It took some minutes on my PC to get the results (Fig. 2). The graph looks jagged. I think this is because the waveform is similar to a sawtooth riding on a sinusoid, and near the zero crossing the sawtooth frequency stays approximately the same over a large portion of the waveform being $2\pi A \approx$ 797.964534 times the fundamental frequency at the zero crossing. Indeed, the largest amplitude is found nearby at $|a_{787}| =$ -68.30 dBFS. This is much higher than the amplitude of a "random" early harmonic. Such peaks are repeated later at approximate harmonics of the sawtooth frequency but less clearly and with a roll off arising from the factor $1/n$ in Eq. 3, making the asymptotic decay -20 dB/decade (~-6 dB/octave) as $n\to\infty$. The amplitude of the fundamental frequency is 0.00066 dBFS, I think because the rounding at the top of the sinusoid is "pulling it up" from the 0 dBFS amplitude of the prototypical cosine.
24-bit quantization
-------------------
The following continuation of the earlier Python script computes in high precision your desired numbers for $A=2^{23} - 1$, in the limiting case $f/f_s \to 0$:
A = 2**23-1 # amplitude (integer)
n = 5 # number of the harmonic (odd integer)
mp.mp.prec = 70 # Precision 1
20*mp.log10(mp.fabs(a_n(A, n))/A) # in dBFS
mp.mp.prec = 140 # Precision 2
20*mp.log10(mp.fabs(a_n(A, n))/A) # in dBFS
n = 7 # number of the harmonic (odd integer)
mp.mp.prec = 70 # Precision 1
20*mp.log10(mp.fabs(a_n(A, n))/A) # in dB
mp.mp.prec = 140 # Precision 2
20*mp.log10(mp.fabs(a_n(A, n))/A) # in dB
mp.mp.prec = 53 # Restore default precision
I'm only reporting as many digits as are agreed about by repeated computation using two different `mpmath` precision settings, including also the digits that got changed by $\pm1$ due to larger changes in later digits. After a total of a few hours of computation on my PC, the result is that with $A=2^{23} - 1$ and $f/f_s \to 0,$ the amplitude of the 5th harmonic is **-226.91150085 dBFS** and the amplitude of the 7th harmonic is **-226.9115030 dBFS**. I also computed the amplitude of the fundamental frequency, 3.9195785E-11 dBFS. I also computed in a full day the amplitudes of a number of higher harmonics, in Python:
A = 2**23-1 # amplitude (integer)
for m in range(1, 20):
n = mp.mpf(10)**m+1 # number of the harmonic
mp.mp.prec = 70 # precision
a_n_low_prec = a_n(A, n)
mp.mp.prec = 90 # precision
a_n_high_prec = a_n(A, n)
print(str(n)+","+str(20*mp.log10(mp.fabs(a_n_low_prec)/A))+","+str(20*mp.log10(mp.fabs(a_n_high_prec)/A))) # n, a_n
[![!\[enter image description here][4]][4]<br>*Figure 3. Amplitudes of a selection of odd harmonics of the quantized prototypical sinusoid, with $A=2^{23}-1$.*
The corner frequency before the roll-off is again approximately the sawtooth frequency at the zero crossing of the quantized prototypical sinusoid, $2\pi A = 2\pi(2^{23}-1) \approx$ 5.270717225E7 times the fundamental frequency $f$.
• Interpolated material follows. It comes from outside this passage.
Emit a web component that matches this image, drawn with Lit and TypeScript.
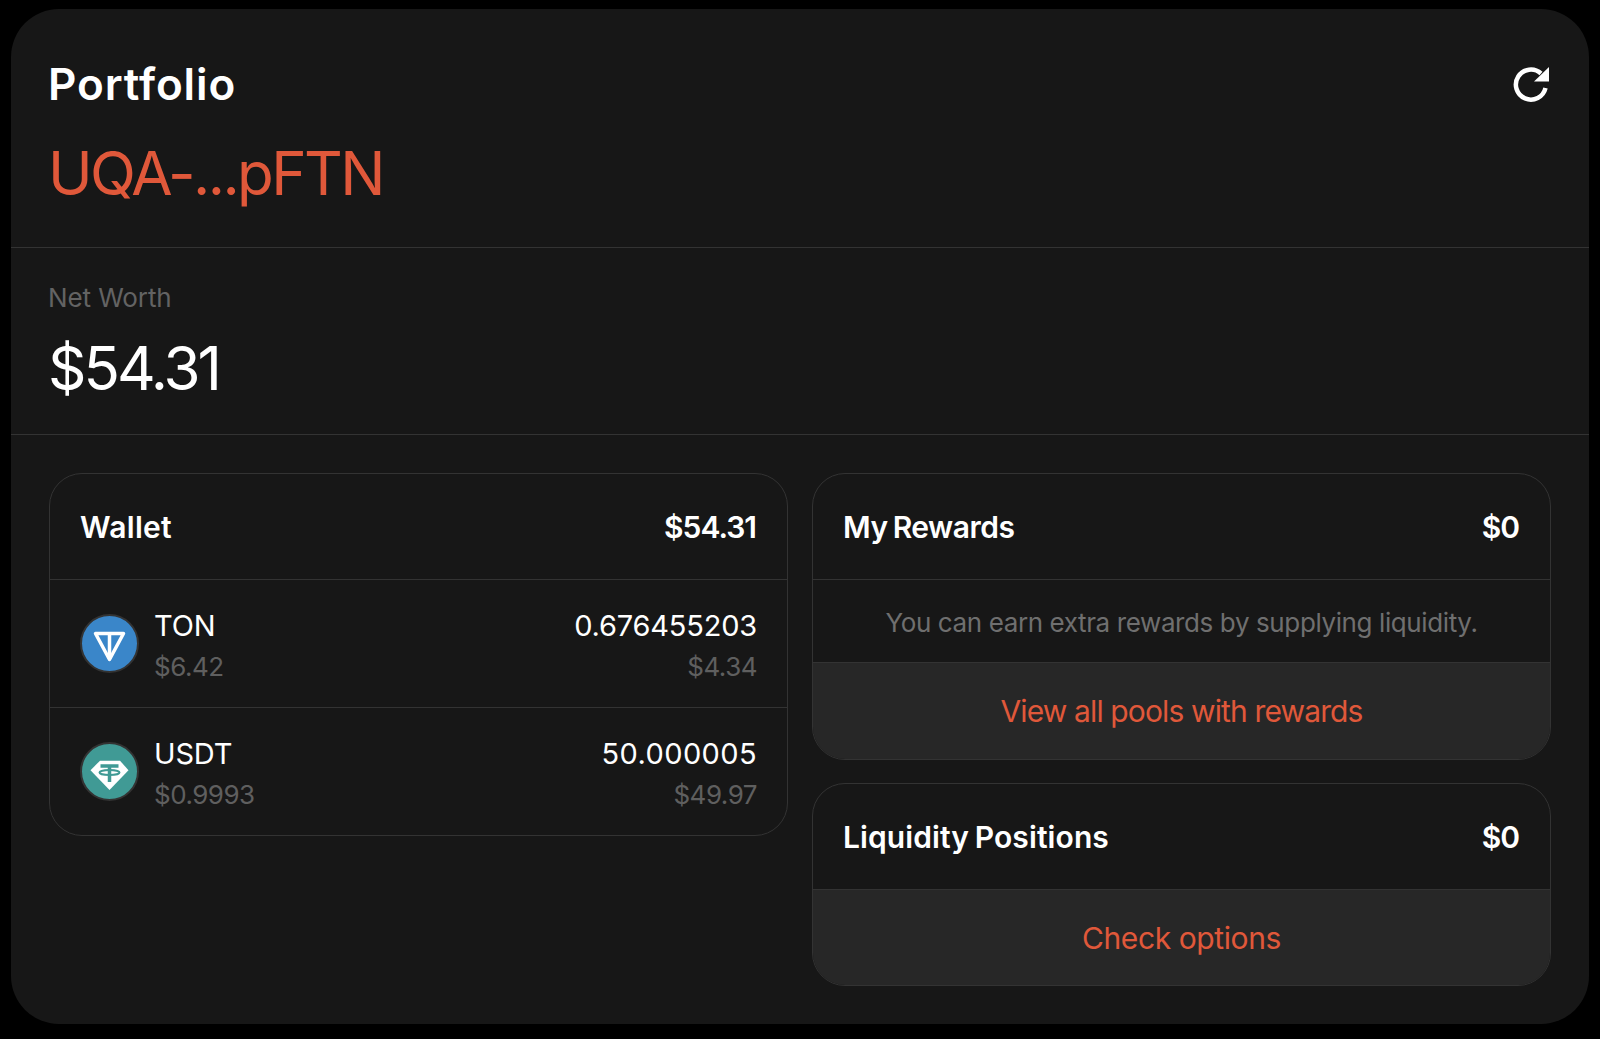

Synchronous sampling of a cosine with rational $f/f_s$
======================================================
Let the prototypical sinusoid, which is being sampled and quantized, be a cosine without a phase shift. That is to say, one of the samples is at the peak of the sinusoid. Let $f/f_s$ be equal to a rational number $c/d$, with $c$ and $d$ integer. The fundamental period $L$ of the [periodic sequence][5] of quantized samples is:
$$L = \frac{d}{\operatorname{gcd}(c, d)},\tag{4}$$
where gcd denotes the greatest common divisor. A real discrete Fourier transform (real DFT) of length $L$ has bin frequencies that are the harmonic frequencies of the period-$L$ frequency. The period-$L$ frequency is equivalent to the frequency of the prototypical sinusoid only if the numerator of the [irreducible fraction][6] representation of $f/f_s$ equals 1. Otherwise the real DFT bin frequencies contain also other frequencies than those equivalent to in-band harmonics of the sinusoid.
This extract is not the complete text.